Salvatore Settis propone a noi e ai giovani architetti uno sguardo che abbraccia l’insieme dei problemi, tenuti insieme dalla storia, come capacità di leggere i modi in cui questi temi sono emersi, e per indagare come ambiente, suolo agricolo, paesaggio, architettura, abbiano trovato sintesi nella forma delle diverse città e nel loro rapporto col territorio. Cosa più che mai necessaria oggi, quando «la tendenza globalizzante impone a tutto il pianeta un unico modello di sviluppo urbano, le cui componenti inseparabili sono la verticalizzazione delle architetture, la megalopoli e la segmentazione interna delle città, con le nuove forme di apartheid sociale».
La conservazione dei beni culturali e del paesaggio e il concetto stesso di «patrimonio» sono un elemento fondamentale per resistere a questa tendenza. Ma Settis ci propone di invertire le priorità rispetto al modo con cui questo concetto si è formato e ha dato vita alla legislazione in merito.
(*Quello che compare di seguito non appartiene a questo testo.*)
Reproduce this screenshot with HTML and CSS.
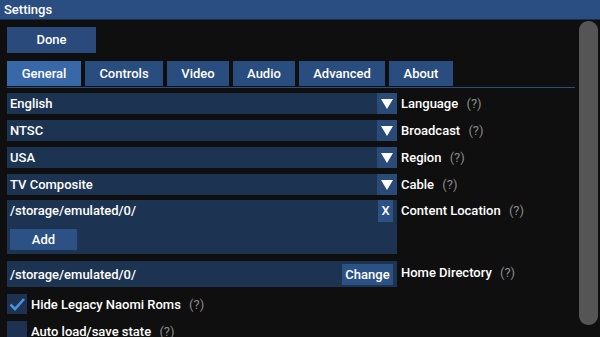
FILE: index.html
```html
<!DOCTYPE html>
<html lang="en">
<head>
	<meta charset="UTF-8">
	<title>Settings</title>
	<link rel="stylesheet" href="styles.css">
</head>
<body>
	<div class="title-bar">Settings</div>
	<div class="page">
		<div class="content">
			<div class="done-btn">Done</div>
			<div class="tabs">
				<div class="tab tab-active w-general">General</div>
				<div class="tab w-controls">Controls</div>
				<div class="tab w-video">Video</div>
				<div class="tab w-audio">Audio</div>
				<div class="tab w-advanced">Advanced</div>
				<div class="tab w-about">About</div>
			</div>

			<div class="row row-first">
				<div class="combo"><span class="combo-text">English</span><span class="arrow"><svg width="12" height="10" viewBox="0 0 12 10"><polygon points="0,0 12,0 6,10" fill="#fff"/></svg></span></div>
				<div class="label">Language <span class="help">(?)</span></div>
			</div>
			<div class="row">
				<div class="combo"><span class="combo-text">NTSC</span><span class="arrow"><svg width="12" height="10" viewBox="0 0 12 10"><polygon points="0,0 12,0 6,10" fill="#fff"/></svg></span></div>
				<div class="label">Broadcast <span class="help">(?)</span></div>
			</div>
			<div class="row">
				<div class="combo"><span class="combo-text">USA</span><span class="arrow"><svg width="12" height="10" viewBox="0 0 12 10"><polygon points="0,0 12,0 6,10" fill="#fff"/></svg></span></div>
				<div class="label">Region <span class="help">(?)</span></div>
			</div>
			<div class="row">
				<div class="combo"><span class="combo-text">TV Composite</span><span class="arrow"><svg width="12" height="10" viewBox="0 0 12 10"><polygon points="0,0 12,0 6,10" fill="#fff"/></svg></span></div>
				<div class="label">Cable <span class="help">(?)</span></div>
			</div>

			<div class="row row-top">
				<div class="box">
					<div class="box-line">
						<span class="combo-text">/storage/emulated/0/</span>
						<span class="small-btn x-btn">X</span>
					</div>
					<div class="add-btn">Add</div>
				</div>
				<div class="label">Content Location <span class="help">(?)</span></div>
			</div>

			<div class="row row-home">
				<div class="home">
					<span class="combo-text">/storage/emulated/0/</span>
					<span class="small-btn change-btn">Change</span>
				</div>
				<div class="label">Home Directory <span class="help">(?)</span></div>
			</div>

			<div class="check-row">
				<div class="check">
					<svg width="20" height="20" viewBox="0 0 20 20"><path d="M3.5 10.5 L8 15 L17 5" fill="none" stroke="#4a90e0" stroke-width="2.6"/></svg>
				</div>
				<div class="label">Hide Legacy Naomi Roms <span class="help">(?)</span></div>
			</div>
			<div class="check-row">
				<div class="check"></div>
				<div class="label">Auto load/save state <span class="help">(?)</span></div>
			</div>
		</div>
		<div class="scrollbar"></div>
	</div>
</body>
</html>
```

FILE: styles.css
```css
html, body{
	margin: 0;
	height: 100%;
	overflow: hidden;
}
body{
	background-color: #0f0f0f;
	color: #fff;
	font-family: Roboto, "Liberation Sans", sans-serif;
	font-size: 13px;
	font-weight: 500;
}
.title-bar{
	height: 19px;
	line-height: 19px;
	padding-left: 4px;
	background-color: #2b4e82;
	border-bottom: 1px solid #1a2e4c;
	font-size: 13px;
}
.page{
	display: flex;
	justify-content: space-between;
}
.content{
	padding-left: 7px;
	width: 568px;
}
.done-btn{
	margin-top: 7px;
	width: 89px;
	height: 26px;
	line-height: 26px;
	text-align: center;
	background-color: #294a7b;
}
.tabs{
	display: flex;
	gap: 4px;
	margin-top: 8px;
	border-bottom: 1px solid #2b4e82;
	padding-bottom: 1px;
}
.tab{
	height: 25px;
	line-height: 25px;
	text-align: center;
	background-color: #2a4d80;
}
.tab-active{
	background-color: #3868a8;
}
.w-general{ width: 74px; }
.w-controls{ width: 78px; }
.w-video{ width: 62px; }
.w-audio{ width: 62px; }
.w-advanced{ width: 86px; }
.w-about{ width: 64px; }

.row{
	display: flex;
	align-items: center;
	margin-top: 6px;
}
.row-first{
	margin-top: 5px;
}
.combo{
	display: flex;
	justify-content: space-between;
	align-items: center;
	width: 390px;
	height: 21px;
	background-color: #1c3352;
}
.combo-text{
	padding-left: 3px;
}
.arrow{
	display: flex;
	align-items: center;
	justify-content: center;
	width: 20px;
	height: 21px;
	background-color: #2a4a78;
}
.arrow svg{
	display: block;
}
.label{
	margin-left: 4px;
	white-space: nowrap;
}
.help{
	margin-left: 5px;
	color: #8a8a8a;
	font-weight: 400;
}
.row-top{
	margin-top: 5px;
	align-items: flex-start;
}
.row-top .label{
	margin-top: 3px;
}
.box{
	width: 390px;
	height: 54px;
	background-color: #1c3352;
}
.box-line{
	display: flex;
	justify-content: space-between;
	align-items: flex-start;
	height: 22px;
	line-height: 22px;
}
.small-btn{
	background-color: #2b5185;
	height: 21px;
	line-height: 21px;
	text-align: center;
	margin-right: 4px;
}
.x-btn{
	width: 15px;
	height: 22px;
	line-height: 22px;
}
.add-btn{
	margin: 7px 0 0 3px;
	width: 67px;
	height: 21px;
	line-height: 21px;
	text-align: center;
	background-color: #2b5185;
}
.row-home{
	margin-top: 7px;
	align-items: flex-start;
}
.row-home .label{
	margin-top: 4px;
}
.home{
	display: flex;
	justify-content: space-between;
	align-items: center;
	width: 390px;
	height: 26px;
	background-color: #1c3352;
}
.change-btn{
	width: 51px;
}
.check-row{
	display: flex;
	align-items: center;
	margin-top: 7px;
}
.check{
	width: 20px;
	height: 20px;
	background-color: #1e3150;
}
.check svg{
	display: block;
}
.scrollbar{
	margin: 1px 2px 0 0;
	width: 19px;
	height: 304px;
	border-radius: 9px;
	background-color: #555;
}
```
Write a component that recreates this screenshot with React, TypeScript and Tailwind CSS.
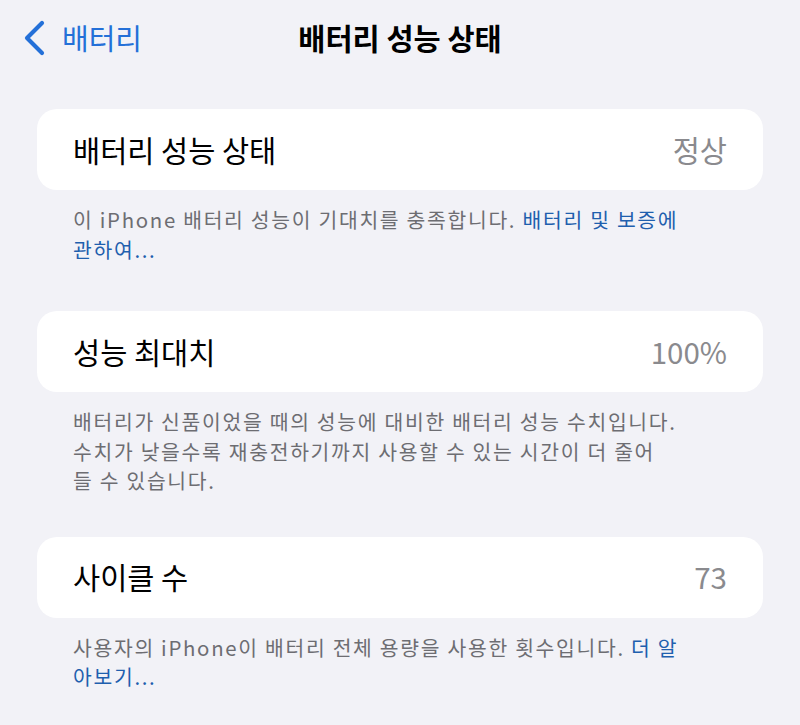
import React from "react";

const font = { fontFamily: '"Noto Sans CJK KR", "Noto Sans", sans-serif' };

function Row({ label, value }: { label: string; value: string }) {
  return (
    <div className="mx-[37px] h-[81px] rounded-[20px] bg-white flex items-center justify-between pl-[36px] pr-[36px]">
      <span className="text-[29.5px] text-black leading-none">{label}</span>
      <span className="text-[29.5px] text-[#8a8a8e] leading-none">{value}</span>
    </div>
  );
}

function Footer({ children }: { children: React.ReactNode }) {
  return (
    <div className="mx-[37px] pl-[36px] pr-[10px] pt-[15px] text-[20.4px] leading-[29.5px] tracking-[1.7px] text-[#6d6d72] whitespace-nowrap">
      {children}
    </div>
  );
}

export default function App() {
  return (
    <div className="w-[800px] h-[725px] bg-[#f2f2f7] overflow-hidden" style={font}>
      <div className="relative h-[75px] flex items-center">
        <div className="flex items-center pl-[22px] gap-[14px] text-[#2470d8]">
          <svg width="26" height="36" viewBox="0 0 26 36" fill="none">
            <path d="M20 3 L5 18 L20 33" stroke="#2470d8" strokeWidth="4.2" strokeLinecap="round" strokeLinejoin="round" />
          </svg>
          <span className="text-[29px] leading-none">배터리</span>
        </div>
        <div className="absolute inset-0 flex items-center justify-center pointer-events-none">
          <span className="text-[29.5px] font-bold text-black leading-none">배터리 성능 상태</span>
        </div>
      </div>

      <div className="mt-[34px]">
        <Row label="배터리 성능 상태" value="정상" />
        <Footer>
          <div>
            이 iPhone 배터리 성능이 기대치를 충족합니다. <span className="text-[#1f5fae]">배터리 및 보증에</span>
          </div>
          <div className="text-[#1f5fae]">관하여...</div>
        </Footer>
      </div>

      <div className="mt-[47px]">
        <Row label="성능 최대치" value="100%" />
        <Footer>
          <div>배터리가 신품이었을 때의 성능에 대비한 배터리 성능 수치입니다.</div>
          <div>수치가 낮을수록 재충전하기까지 사용할 수 있는 시간이 더 줄어</div>
          <div>들 수 있습니다.</div>
        </Footer>
      </div>

      <div className="mt-[41px]">
        <Row label="사이클 수" value="73" />
        <Footer>
          <div>
            사용자의 iPhone이 배터리 전체 용량을 사용한 횟수입니다. <span className="text-[#1f5fae]">더 알</span>
          </div>
          <div className="text-[#1f5fae]">아보기...</div>
        </Footer>
      </div>
    </div>
  );
}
Si è partiti infatti dai beni artistici e architettonici, per passare poi al paesaggio come bellezza naturale, con una concezione prevalentemente estetica del bene naturale o culturale da preservare.
LE URGENZE del nostro tempo, che Settis ricava in gran parte dall’enciclica Laudato sii di papa Francesco, ci impongono di mettere al primo posto nella scala della tutela l’ambiente, e poi la campagna senza cui la città si slabbra e deperisce, e poi le periferie, delle città e del mondo, in cui vivono i poveri della terra.
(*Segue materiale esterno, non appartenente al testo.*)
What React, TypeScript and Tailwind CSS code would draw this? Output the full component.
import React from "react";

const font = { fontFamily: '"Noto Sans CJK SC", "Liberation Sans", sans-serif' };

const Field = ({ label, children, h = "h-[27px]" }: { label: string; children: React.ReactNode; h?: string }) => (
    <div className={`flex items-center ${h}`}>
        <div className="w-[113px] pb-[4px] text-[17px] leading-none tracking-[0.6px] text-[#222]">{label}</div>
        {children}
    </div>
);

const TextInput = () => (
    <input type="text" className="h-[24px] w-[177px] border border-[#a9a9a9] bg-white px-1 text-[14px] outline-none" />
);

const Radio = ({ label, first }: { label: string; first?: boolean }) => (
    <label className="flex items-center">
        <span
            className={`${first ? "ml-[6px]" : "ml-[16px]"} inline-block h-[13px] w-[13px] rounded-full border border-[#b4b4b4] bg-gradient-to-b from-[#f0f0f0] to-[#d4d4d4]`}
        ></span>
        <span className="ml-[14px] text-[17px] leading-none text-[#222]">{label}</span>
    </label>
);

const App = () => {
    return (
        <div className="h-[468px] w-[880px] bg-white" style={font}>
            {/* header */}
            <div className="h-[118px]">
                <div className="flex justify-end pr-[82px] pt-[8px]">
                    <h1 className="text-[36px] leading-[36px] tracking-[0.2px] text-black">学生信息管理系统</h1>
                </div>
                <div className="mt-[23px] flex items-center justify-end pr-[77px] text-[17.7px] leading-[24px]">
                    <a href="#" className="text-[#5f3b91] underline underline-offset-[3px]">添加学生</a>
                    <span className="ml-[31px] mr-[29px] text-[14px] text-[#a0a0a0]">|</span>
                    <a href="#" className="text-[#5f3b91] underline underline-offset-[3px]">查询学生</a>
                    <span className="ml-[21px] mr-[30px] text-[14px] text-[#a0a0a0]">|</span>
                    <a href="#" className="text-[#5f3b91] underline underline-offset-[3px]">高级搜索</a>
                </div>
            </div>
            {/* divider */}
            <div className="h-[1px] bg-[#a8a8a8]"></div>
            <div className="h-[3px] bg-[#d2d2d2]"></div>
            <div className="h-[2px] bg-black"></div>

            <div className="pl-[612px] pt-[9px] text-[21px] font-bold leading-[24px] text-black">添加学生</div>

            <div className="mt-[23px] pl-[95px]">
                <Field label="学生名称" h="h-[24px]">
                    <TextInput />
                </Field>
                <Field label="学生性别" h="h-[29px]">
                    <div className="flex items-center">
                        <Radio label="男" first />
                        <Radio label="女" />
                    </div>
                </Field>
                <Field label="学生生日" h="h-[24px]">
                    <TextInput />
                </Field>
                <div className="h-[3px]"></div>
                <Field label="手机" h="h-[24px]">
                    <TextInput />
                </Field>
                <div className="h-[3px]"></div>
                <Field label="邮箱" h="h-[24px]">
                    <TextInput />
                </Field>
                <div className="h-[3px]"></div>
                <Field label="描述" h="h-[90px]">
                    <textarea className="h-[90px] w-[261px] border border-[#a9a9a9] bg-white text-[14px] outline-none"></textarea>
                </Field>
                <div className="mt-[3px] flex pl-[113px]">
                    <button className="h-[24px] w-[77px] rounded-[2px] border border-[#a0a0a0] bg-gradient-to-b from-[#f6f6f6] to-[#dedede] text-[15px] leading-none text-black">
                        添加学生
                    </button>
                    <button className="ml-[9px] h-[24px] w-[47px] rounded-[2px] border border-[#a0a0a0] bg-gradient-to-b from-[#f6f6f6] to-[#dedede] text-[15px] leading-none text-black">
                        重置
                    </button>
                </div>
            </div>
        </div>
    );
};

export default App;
È in questo quadro e con questo orizzonte di priorità che le bellezze artistiche, la densità storica dei centri delle nostre città assumono un valore per tutti, diventano parte dell’impegno complessivo per costruire un mondo più degno e vivibile. Si tratta insomma di compiere una vera e propria «socializzazione del paesaggio», mettendosi dal punto di vista di chi la città globalizzata mette ai margini. «Perché – ed è questo il messaggio più importante che ci viene da Salvatore Settis – non c’è bellezza senza responsabilità e senza storia».